Plotting with ggplot2

In this post we will use histograms to find groups in our data.

Guilherme Bastos Gomes https://gbastosg.github.io/guilhermesportfolio/
2022-04-26

Hello! Now we are going to analyse some data using plots

In this post we have done some wrangling to form groups and analyse them in a numerical way. Today we are going to create some plots that helps us with the interpretation of data

We will remain using the data from mpg data set included in the ggplot package, so let’s load the tidyverse:

library(tidyverse)

To a better understandment of the data, click on the link to read about it in the previous post.
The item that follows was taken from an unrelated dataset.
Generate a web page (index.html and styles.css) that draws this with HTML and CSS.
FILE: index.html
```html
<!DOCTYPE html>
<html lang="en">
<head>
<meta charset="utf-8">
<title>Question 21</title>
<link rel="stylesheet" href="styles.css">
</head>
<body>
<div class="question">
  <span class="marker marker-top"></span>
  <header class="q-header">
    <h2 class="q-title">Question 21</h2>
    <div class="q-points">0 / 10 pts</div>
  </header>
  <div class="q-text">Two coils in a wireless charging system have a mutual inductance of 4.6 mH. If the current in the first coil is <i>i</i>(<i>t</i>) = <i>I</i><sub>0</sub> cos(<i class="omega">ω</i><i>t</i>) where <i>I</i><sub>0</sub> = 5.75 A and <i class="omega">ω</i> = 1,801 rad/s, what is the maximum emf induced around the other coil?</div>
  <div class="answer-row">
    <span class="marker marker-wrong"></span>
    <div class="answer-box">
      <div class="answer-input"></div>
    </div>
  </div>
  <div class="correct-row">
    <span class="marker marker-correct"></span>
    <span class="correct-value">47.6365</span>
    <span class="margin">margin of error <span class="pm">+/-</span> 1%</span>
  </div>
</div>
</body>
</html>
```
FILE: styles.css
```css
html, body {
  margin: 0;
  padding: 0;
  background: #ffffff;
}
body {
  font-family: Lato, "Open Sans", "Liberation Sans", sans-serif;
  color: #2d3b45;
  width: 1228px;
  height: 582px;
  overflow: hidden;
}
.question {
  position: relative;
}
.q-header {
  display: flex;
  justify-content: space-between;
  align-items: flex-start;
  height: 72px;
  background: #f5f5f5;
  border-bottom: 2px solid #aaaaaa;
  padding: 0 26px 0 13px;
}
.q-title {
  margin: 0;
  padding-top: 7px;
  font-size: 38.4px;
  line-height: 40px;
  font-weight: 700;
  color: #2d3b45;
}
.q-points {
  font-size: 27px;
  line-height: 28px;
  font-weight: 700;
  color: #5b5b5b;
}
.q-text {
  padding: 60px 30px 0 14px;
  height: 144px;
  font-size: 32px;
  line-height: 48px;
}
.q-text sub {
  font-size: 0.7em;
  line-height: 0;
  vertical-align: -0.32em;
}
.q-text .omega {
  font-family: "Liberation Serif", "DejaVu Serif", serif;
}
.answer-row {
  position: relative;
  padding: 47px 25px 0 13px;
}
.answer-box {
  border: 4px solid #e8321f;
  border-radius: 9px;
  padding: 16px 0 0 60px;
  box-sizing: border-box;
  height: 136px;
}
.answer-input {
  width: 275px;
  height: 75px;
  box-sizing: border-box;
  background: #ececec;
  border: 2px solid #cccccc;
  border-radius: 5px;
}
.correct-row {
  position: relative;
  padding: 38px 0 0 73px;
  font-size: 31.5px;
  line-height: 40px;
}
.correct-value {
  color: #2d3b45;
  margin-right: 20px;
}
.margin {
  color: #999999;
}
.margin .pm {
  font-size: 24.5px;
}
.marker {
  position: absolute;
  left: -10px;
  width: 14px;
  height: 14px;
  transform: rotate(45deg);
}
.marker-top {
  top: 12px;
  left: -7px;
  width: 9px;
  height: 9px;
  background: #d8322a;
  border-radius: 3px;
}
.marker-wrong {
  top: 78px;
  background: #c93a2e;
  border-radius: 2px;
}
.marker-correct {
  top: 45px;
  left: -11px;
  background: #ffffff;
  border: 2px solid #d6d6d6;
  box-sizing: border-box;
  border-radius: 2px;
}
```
“How motors improved during these years?”

To answer this question, we can plot the efficiency of the motors (measured by city miles per gallons), let’s use ggplot2 to do that.

Histograms

Histograms are also known as frequency plots, and they show us how many times a value appears in our data set:

mpg %>%
  ggplot(aes(x = cty)) +
  geom_histogram(binwidth = 1)

Notice that in the Y axis is the count of how many times that value appears, while in the X axis we can check the values of cty (city miles per gallons)
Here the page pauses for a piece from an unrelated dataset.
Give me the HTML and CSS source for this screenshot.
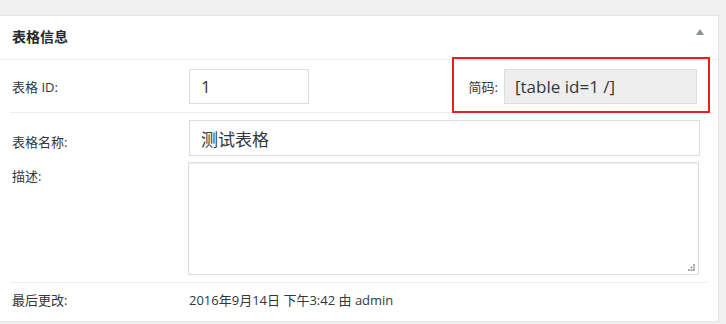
FILE: index.html
```html
<!DOCTYPE html>
<html lang="zh-CN">
<head>
  <meta charset="UTF-8">
  <title>表格信息</title>
  <link rel="stylesheet" href="styles.css">
</head>
<body>
  <div class="postbox">
    <div class="postbox-head">
      <h2>表格信息</h2>
      <svg class="toggle" width="8" height="6" viewBox="0 0 8 6"><polygon points="4,0 8,6 0,6" fill="#8c9196"/></svg>
    </div>
    <div class="inside">
      <div class="row row-id">
        <label class="label">表格 ID:</label>
        <input class="field field-id" type="text" value="1">
        <div class="shortcode">
          <label class="label">简码:</label>
          <input class="field field-code" type="text" value="[table id=1 /]" readonly>
        </div>
      </div>
      <div class="row row-name">
        <label class="label">表格名称:</label>
        <input class="field field-name" type="text" value="测试表格">
      </div>
      <div class="row row-desc">
        <label class="label">描述:</label>
        <div class="desc-wrap">
          <textarea class="field field-desc"></textarea>
          <svg class="grip" width="7" height="7" viewBox="0 0 7 7">
            <rect x="5" y="0" width="2" height="2" fill="#aaa"/>
            <rect x="2.5" y="2.5" width="2" height="2" fill="#aaa"/>
            <rect x="5" y="2.5" width="2" height="2" fill="#aaa"/>
            <rect x="0" y="5" width="2" height="2" fill="#aaa"/>
            <rect x="2.5" y="5" width="2" height="2" fill="#aaa"/>
            <rect x="5" y="5" width="2" height="2" fill="#aaa"/>
          </svg>
        </div>
      </div>
      <div class="row row-last">
        <span class="label">最后更改:</span>
        <span class="value">2016年9月14日 下午3:42 由 admin</span>
      </div>
    </div>
  </div>
</body>
</html>
```

FILE: styles.css
```css
* {
  margin: 0;
  padding: 0;
  box-sizing: border-box;
}
body {
  background: #f1f1f1;
  font-family: 'Open Sans', 'Noto Sans CJK SC', sans-serif;
  color: #32373c;
  font-size: 13px;
}
.postbox {
  margin-top: 15px;
  width: 719px;
  height: 307px;
  background: #fff;
  border: 1px solid #e5e5e5;
  border-left: none;
  box-shadow: 0 1px 1px rgba(0, 0, 0, 0.04);
}
.postbox-head {
  height: 44px;
  border-bottom: 1px solid #eee;
  display: flex;
  align-items: center;
  padding: 0 14px 0 12px;
}
.postbox-head h2 {
  font-size: 14px;
  font-weight: 700;
  color: #23282d;
  flex: 1;
  margin-top: -4px;
}
.toggle {
  margin-top: -12px;
}
.inside {
  padding: 0 10px;
}
.row {
  display: flex;
  align-items: flex-start;
  border-bottom: 1px solid #eee;
}
.row:last-child {
  border-bottom: none;
}
.label {
  width: 179px;
  padding-left: 2px;
  flex-shrink: 0;
  font-size: 13px;
  color: #32373c;
}
.field {
  font-family: 'Open Sans', 'Noto Sans CJK SC', sans-serif;
  font-size: 17px;
  color: #32373c;
  border: 1px solid #ddd;
  background: #fff;
  padding: 0 11px;
  outline: none;
}
.row-id {
  padding: 9px 0 8px;
}
.row-id > .label {
  margin-top: 8px;
}
.field-id {
  width: 120px;
  height: 35px;
}
.shortcode {
  margin: -12px -2px -9px auto;
  border: 2px solid #ee1c1c;
  padding: 10px 11px 7px 15px;
  display: flex;
  align-items: center;
}
.shortcode .label {
  width: auto;
  padding: 0 6px 0 0;
}
.field-code {
  width: 193px;
  height: 35px;
  background: #eee;
  padding: 0 10px;
}
.row-name {
  border-bottom: none;
  padding-top: 7px;
}
.row-name .label {
  margin-top: 12px;
}
.field-name {
  width: 511px;
  height: 36px;
}
.row-desc {
  padding: 6px 0 7px;
}
.row-desc .label {
  margin-top: 4px;
}
.desc-wrap {
  position: relative;
  margin-left: -1px;
}
.field-desc {
  display: block;
  width: 511px;
  height: 113px;
  resize: none;
  box-shadow: inset 0 1px 2px rgba(0, 0, 0, 0.07);
}
.grip {
  position: absolute;
  right: 4px;
  bottom: 4px;
}
.row-last {
  padding-top: 7px;
  align-items: center;
}
.value {
  font-size: 13px;
  color: #32373c;
}
```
We can built more histogram and also compare them:

mpg %>%
  filter(year == 1999) %>%
  ggplot(aes(x = cty)) +
  geom_histogram()

mpg %>%
  filter(year == 2008) %>%
  ggplot(aes(x = cty)) +
  geom_histogram()

Now we can use the Patchwork package to combine the visualisation of both plots:

library(patchwork)

hist1999 <- mpg %>%
  filter(year == 1999) %>%
  ggplot(aes(x = cty)) +
  geom_histogram() +
  xlab("1999")
  
hist2008 <- mpg %>%
  filter(year == 2008) %>%
  ggplot(aes(x = cty)) +
  geom_histogram() +
  xlab("2008")
  
hist1999  + hist2008

Interesting, right?

We can also change the colour of our plots to improve comparison:


hist1999 <- mpg %>%
  filter(year == 1999) %>%
  ggplot(aes(x = cty)) +
  geom_histogram(color = "Blue", binwidth = 1) +
  xlab("1999")
  
hist2008 <- mpg %>%
  filter(year == 2008) %>%
  ggplot(aes(x = cty)) +
  geom_histogram(color = "Red", binwidth = 1) +
  xlab("2008")
  
hist1999  + hist2008

Watching it like this makes it easier to conclude that cars have become more efficient during years.

There are other interesting ways of improving the quality of our histograms, check how they come out with colours:

colour_hist1999 <- mpg %>%
  filter(year == 1999) %>%
  ggplot(aes(x = cty)) +
  geom_histogram(colour = "Firebrick", binwidth = 1, fill = "MidnightBlue") +
  xlab("1999")
  
colour_hist2008 <- mpg %>%
  filter(year == 2008) %>%
  ggplot(aes(x = cty)) +
  geom_histogram(colour = "dodgerblue", binwidth = 1, fill = "Firebrick") +
  xlab("2008")
  
color_hist1999  + color_hist2008

A similar type of plot that also has plenty of information about groups is the density plot.

Density plots

With ggplot we can plot density of out data in a simple way:

library(tidyverse)
mpg %>%
  ggplot(aes(x = cty)) +
  geom_density(aes(colour = as.factor(year))) +
  xlab("Density Plot")

In this kind of plot we can see the presence of many subgroups, the area under the curves of each subgroups sums to 1. This allows us to compare subgroups of diferent sizes.

It’s also possible to optimise visualisation of this plot, check the argumentsof the funtion geom_density() and explore what it is capable of doing!